The growing emphasis on cumulative impact treats lawful protest as a collective nuisance rather than as a series of individual exercises of protected freedom. The inconvenience caused by repeated protest is recast as justification for restriction.

Think of what that means in other contexts. If transport workers, for example, were told they could strike once, but not again, because repeated action caused too much disruption, collective bargaining would be emptied of any real force. Pressure works because it is sustained. It does not work if it is allowed only when it remains tolerable.

Think of our history. The suffragettes did not secure the vote for women through a single demonstration or a moment of polite persuasion. Their campaigns were persistent, disruptive and widely condemned at the time, yet are now recognised as having been integral to securing change. The same is true of movements for racial justice.
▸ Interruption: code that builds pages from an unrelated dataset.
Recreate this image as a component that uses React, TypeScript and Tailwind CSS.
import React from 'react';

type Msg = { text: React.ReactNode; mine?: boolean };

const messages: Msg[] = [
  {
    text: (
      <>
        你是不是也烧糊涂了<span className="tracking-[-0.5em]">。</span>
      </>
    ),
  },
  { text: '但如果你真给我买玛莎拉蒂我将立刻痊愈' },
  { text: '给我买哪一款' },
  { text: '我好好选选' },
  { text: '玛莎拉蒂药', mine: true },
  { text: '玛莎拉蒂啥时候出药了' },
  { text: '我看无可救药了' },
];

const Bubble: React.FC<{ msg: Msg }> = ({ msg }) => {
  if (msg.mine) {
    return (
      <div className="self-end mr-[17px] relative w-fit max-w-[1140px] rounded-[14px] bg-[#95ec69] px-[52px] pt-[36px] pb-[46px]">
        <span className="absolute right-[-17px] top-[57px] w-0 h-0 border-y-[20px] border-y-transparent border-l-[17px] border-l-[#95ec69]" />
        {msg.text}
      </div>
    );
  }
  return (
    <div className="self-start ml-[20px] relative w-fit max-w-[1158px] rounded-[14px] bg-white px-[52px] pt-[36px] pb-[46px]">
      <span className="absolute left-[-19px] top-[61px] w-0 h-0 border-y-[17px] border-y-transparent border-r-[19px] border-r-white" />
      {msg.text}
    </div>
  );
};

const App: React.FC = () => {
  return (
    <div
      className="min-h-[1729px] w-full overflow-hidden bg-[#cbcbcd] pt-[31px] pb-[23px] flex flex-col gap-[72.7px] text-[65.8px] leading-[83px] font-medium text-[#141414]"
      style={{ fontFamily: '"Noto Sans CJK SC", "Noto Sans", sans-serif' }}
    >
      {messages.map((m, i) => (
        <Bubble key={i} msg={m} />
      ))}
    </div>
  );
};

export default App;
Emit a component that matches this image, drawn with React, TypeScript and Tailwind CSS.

Civil rights campaigns reshaped law and public life through sustained protest over time, in the face of significant inconvenience to those in power. Had those protests been curtailed on the basis of cumulative disruption alone, much of that progress would never have been achieved.

So there is much to be concerned about from a review that threatens to entrench already evident inequalities and to restrict the rights of some to preserve the comfort of others.

This is a moment. Because once the law, already erroneously applied to many citizens, also begins to treat persistence as a problem rather than a feature of democratic participation, free speech stops being a right. It then becomes what it has never been and never should be: a matter of political permission.